Winners of the 2009 Kurt Schork Awards

Maqbool Ahmed (Pakistan) - Local journalist category

Manon Quérouil (France) and Nir Rosen (US) - Freelance category (jointly)

IWPR is honoured to administer the Kurt Schork Awards.

Videos of the event.

 

Maqbool Ahmed - Winner in the local journalist category

Biography

Born in Karachi October 1969, Maqbool Ahmed entered journalism as a trainee subeditor at Pakistan Press International (PPI) newswire in 1988. Spurred by its exciting prospects, he later switched to reporting in 1992 before joining the prestigious English-language daily The News in 1995 where he covered political proceedings and legal cases at the higher judiciary. When progressive journalist Najam Sethi launched Daily Times from Lahore in 2001, Ahmed was part of the launch team at its Karachi Bureau. In 2006 he joined monthly current affairs magazine Herald where his report “The Invisible Displaced”, on the plight and ordeal of people displaced from Balochistan, was recognised by the Islamabad office of the International Committee of the Red Cross.

Winning Stories


Inside Swat
(extract)
Published in The Herald, November 2008

The battle between the Pakistani security forces and militants in the once serene and beautiful Swat Valley rages on more than a year after it first began. Ironically, the area’s civilians are suffering the most as a war aimed at their own safety continues to be waged around them and the government is making no obvious effort – even as a key battle tactic – to win the hearts and minds of the locals. This may turn out to be its worst and gravest mistake. The problems that Swat’s civilian population is facing as a result of military actions are of broadly two types. Like Pakistani citizens in many areas of the country today, their daily lives and economic wellbeing are disrupted by inconveniences such as decreasing availability of basic utilities and restrictions on movement due to security measures. In Swat these problems have become particularly burdensome because of heightened security concerns and the destruction of infrastructure in the ongoing violence. More importantly, however, military action is endangering and taking the lives of civilians instead of militants. With the odds stacked against their own survival, it should come as no surprise that the valley’s residents consider themselves to be pawns rather than stakeholders in this ‘war on terror’.

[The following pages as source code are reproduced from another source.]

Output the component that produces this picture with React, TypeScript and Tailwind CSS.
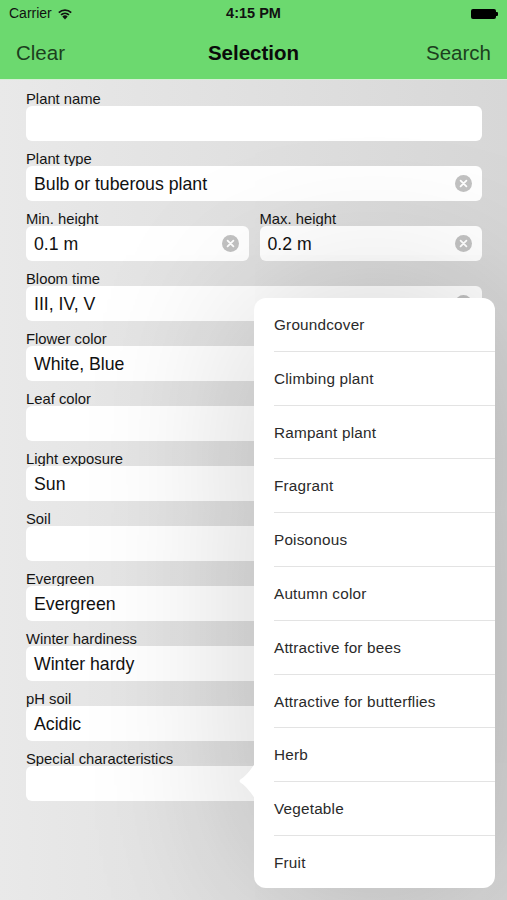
import React from "react";

const font = { fontFamily: '"Liberation Sans", Arial, sans-serif' };

function ClearBtn() {
  return (
    <svg width="17" height="17" viewBox="0 0 17 17" className="shrink-0 mr-[10px]">
      <circle cx="8.5" cy="8.5" r="8.5" fill="#c2c2c2" />
      <path d="M5.6 5.6 L11.4 11.4 M11.4 5.6 L5.6 11.4" stroke="#ffffff" strokeWidth="1.8" strokeLinecap="round" />
    </svg>
  );
}

function Field({ label, value, clear }: { label: string; value?: string; clear?: boolean }) {
  return (
    <div className="flex flex-col min-w-0">
      <div className="h-[16px] text-[14.8px] leading-[18px] text-[#141414] whitespace-nowrap">{label}</div>
      <div className="h-[35px] rounded-[6px] bg-white flex items-center">
        <div className="flex-1 pl-[8px] pt-[1px] text-[17.7px] text-[#111] whitespace-nowrap overflow-hidden">{value}</div>
        {clear && value ? <ClearBtn /> : null}
      </div>
    </div>
  );
}

const items = [
  "Groundcover",
  "Climbing plant",
  "Rampant plant",
  "Fragrant",
  "Poisonous",
  "Autumn color",
  "Attractive for bees",
  "Attractive for butterflies",
  "Herb",
  "Vegetable",
  "Fruit",
];

export default function App() {
  return (
    <div className="relative w-[507px] h-[900px] overflow-hidden bg-gradient-to-r from-[#e9e9e9] to-[#d7d7d7]" style={font}>
      {/* status bar */}
      <div className="bg-[#6cd96f]">
        <div className="h-[27px] relative flex items-center px-[9px]">
          <span className="text-[14px] text-[#111]">Carrier</span>
          <svg width="16" height="12" viewBox="0 0 16 12" className="ml-[5px]">
            <path d="M8 11.5 L5.3 8.4 A4 4 0 0 1 10.7 8.4 Z" fill="#111" />
            <path d="M3.4 6.3 A6.8 6.8 0 0 1 12.6 6.3 L11.4 7.6 A5 5 0 0 0 4.6 7.6 Z" fill="#111" />
            <path d="M1.2 4 A10 10 0 0 1 14.8 4 L13.6 5.3 A8.2 8.2 0 0 0 2.4 5.3 Z" fill="#111" />
          </svg>
          <span className="absolute left-0 right-0 text-center text-[14.5px] font-bold text-[#111]">4:15 PM</span>
          <div className="ml-auto flex items-center">
            <div className="w-[25px] h-[10px] rounded-[2px] bg-black" />
            <div className="w-[2px] h-[4px] bg-black rounded-r-[1px]" />
          </div>
        </div>
        <div className="h-[52px] relative flex items-center px-[16px]">
          <span className="text-[20.5px] text-[#1c3f1e]">Clear</span>
          <span className="absolute left-0 right-0 text-center text-[20.5px] font-bold text-[#0a0a0a]">Selection</span>
          <span className="ml-auto text-[20.5px] text-[#1c3f1e]">Search</span>
        </div>
      </div>
      <div className="h-px bg-[#d6efd6]" />

      {/* form */}
      <div className="pt-[10px] pl-[26px] pr-[25px] flex flex-col gap-[9px]">
        <Field label="Plant name" />
        <Field label="Plant type" value="Bulb or tuberous plant" clear />
        <div className="grid grid-cols-2 gap-[11px]">
          <Field label="Min. height" value="0.1 m" clear />
          <Field label="Max. height" value="0.2 m" clear />
        </div>
        <Field label="Bloom time" value="III, IV, V" clear />
        <Field label="Flower color" value="White, Blue" clear />
        <Field label="Leaf color" />
        <Field label="Light exposure" value="Sun" clear />
        <Field label="Soil" />
        <Field label="Evergreen" value="Evergreen" clear />
        <Field label="Winter hardiness" value="Winter hardy" clear />
        <Field label="pH soil" value="Acidic" clear />
        <Field label="Special characteristics" />
      </div>

      {/* popover */}
      <div className="absolute left-[254px] top-[298px] w-[241px] h-[590px] rounded-[12px] bg-white shadow-[0_0_170px_rgba(0,0,0,0.2)]">
        <svg width="18" height="38" viewBox="0 0 18 38" className="absolute left-[-16px] top-[464px]">
          <path d="M18 0 C14 6 8 14 3 17 Q0 19 3 21 C8 24 14 32 18 38 Z" fill="#ffffff" />
        </svg>
        <div className="flex flex-col h-full overflow-hidden rounded-[12px]">
          {items.map((t, i) => (
            <div key={t} className="h-[53.8px] shrink-0 pl-[20px] flex flex-col">
              <div className="flex-1 flex items-center pt-[2px] text-[15.3px] text-[#2a2a2a] tracking-[0.2px]">{t}</div>
              {i < items.length - 1 ? <div className="h-px bg-[#e3e3e3]" /> : null}
            </div>
          ))}
        </div>
      </div>
    </div>
  );
}
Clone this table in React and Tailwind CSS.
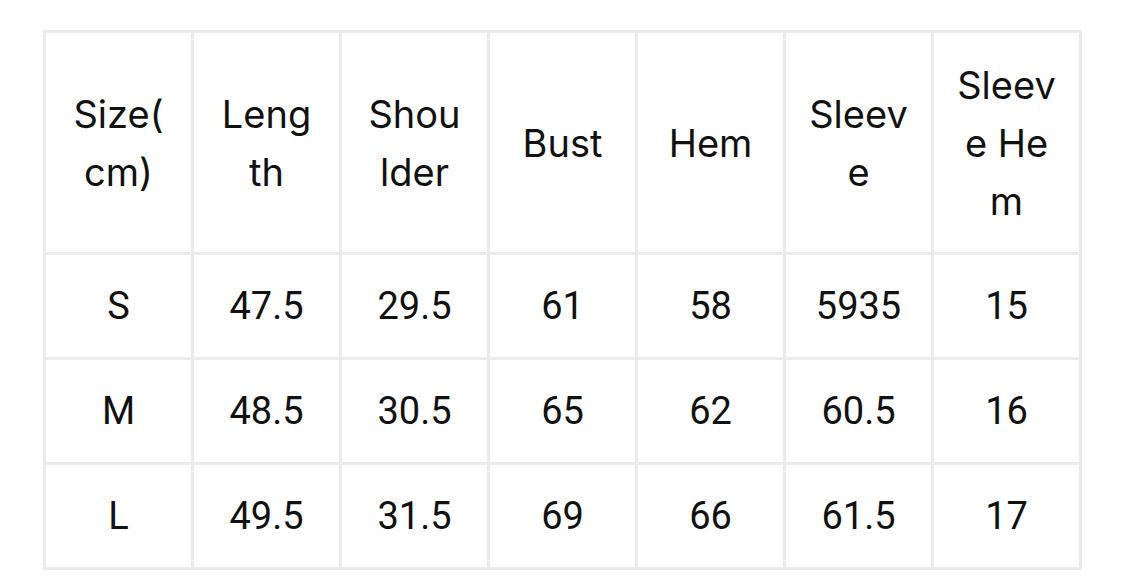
const headers = [
  ["Size(", "cm)"],
  ["Leng", "th"],
  ["Shou", "lder"],
  ["Bust"],
  ["Hem"],
  ["Sleev", "e"],
  ["Sleev", "e He", "m"],
];

const rows = [
  ["S", "47.5", "29.5", "61", "58", "5935", "15"],
  ["M", "48.5", "30.5", "65", "62", "60.5", "16"],
  ["L", "49.5", "31.5", "69", "66", "61.5", "17"],
];

export default function App() {
  return (
    <div className="w-[1125px] h-[580px] bg-white pt-[30px] pl-[43px]">
      <table className="table-fixed border-collapse w-[1039px] text-[#111]">
        <thead>
          <tr className="h-[222px]">
            {headers.map((lines, i) => (
              <th
                key={i}
                className="border-[3px] border-[#ebebeb] text-center align-middle font-normal text-[38px] leading-[58px] p-0"
                style={{ fontFamily: "Inter, 'Noto Sans', sans-serif" }}
              >
                {lines.map((l, j) => (
                  <div key={j} className="whitespace-pre">{l}</div>
                ))}
              </th>
            ))}
          </tr>
        </thead>
        <tbody>
          {rows.map((r, i) => (
            <tr key={i} className="h-[105px]">
              {r.map((c, j) => (
                <td
                  key={j}
                  className="border-[3px] border-[#ebebeb] text-center align-middle text-[38px] p-0"
                  style={{ fontFamily: "Roboto, 'Liberation Sans', sans-serif" }}
                >
                  {c}
                </td>
              ))}
            </tr>
          ))}
        </tbody>
      </table>
    </div>
  );
}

Manon Quérouil - Winner in the freelance category

Biography

Manon Quérouil, 29, graduated from the Oriental Languages Institute in Persian language and civilisation. Specialised in Middle East and gender issues, Manon has been working on numerous stories over the past few years in Iraq, Yemen, Pakistan, Saudi Arabia, Somalia, Colombia, Guatemala and Kosovo among others. She has lived in both Iran and Afghanistan. She has been widely published in the French Marie Claire, the Figaro Magazine and in other European magazines. Her latest work on rebels in Niger Delta was published in Paris Match. She is currently writing a book on the life of an Afghan policewoman to be published in April 2010.

Winning Stories


Colombia - Occupation: Contract Killer
(extract)
Published in Marie Claire, April 2009

Murderer at 12, mother at 13, killed off at 18: the Icarian destiny of Monica Rodriguez, a street urchin who grew up plum in the middle of the gang wars of Medellin, seems like a story right out of a movie plot. A sort of Colombian Nikita who, in a documentary shot a few months before her death, recognized with undisguised pride that her life would be the stuff of a “super-movie”. Her gaze straight and steady in front of the camera, the young women confided details of her sordid childhood in a harsh voice, those years of sleeping during the day “to suppress hunger pangs” and beg away the evenings in bars to eke out “at least enough money to buy a few eggs”. Monica grew up with “anger in her heart”, did drugs and was in and out of prison for theft and acts of violence, until she committed her first murder, a neighborhood rival, whom she pummelled squarely in the chest. “I’ve never refused to fight,” she threw at the camera with a challenging air, running her finger down the long scar on her cheek, a burning souvenir from a fierce encounter. Standing beside her in the video, the father of her two children, whom she met in the detention centre, and himself killer some years later, confirmed, half-admiring, half-resigned, “Monica knows no limits and respects nobody.” And he predicted in a weary tone, “It will cost her life…”




Nir Rosen
- Winner in the freelance journalists category

Biography

Nir Rosen is a freelance journalist from New York and is based in Beirut with his wife and son. He is a Fellow at the New York University Center on Law and Security. Nir moved to Iraq in 2003 and covered the early years of the invasion. He has also reported from Afghanistan, Pakistan, the former Yugoslavia, Somalia, the Democratic Republic of Congo, Uganda, Kenya, Lebanon, Palestine, Syria, Jordan, Yemen, Turkey and Egypt. Nir has filmed for documentaries and consulted for humanitarian organisations.

Winning Stories


How We Lost the War We Won
(extract)
Published in Rolling Stone, October 30, 2008

Arriving at another mosque, we find a dozen men inside. A large shoulder-fired missile is on the floor, an anti-armor weapon. Shafiq tells me we are waiting to meet the commander who will approve my trip.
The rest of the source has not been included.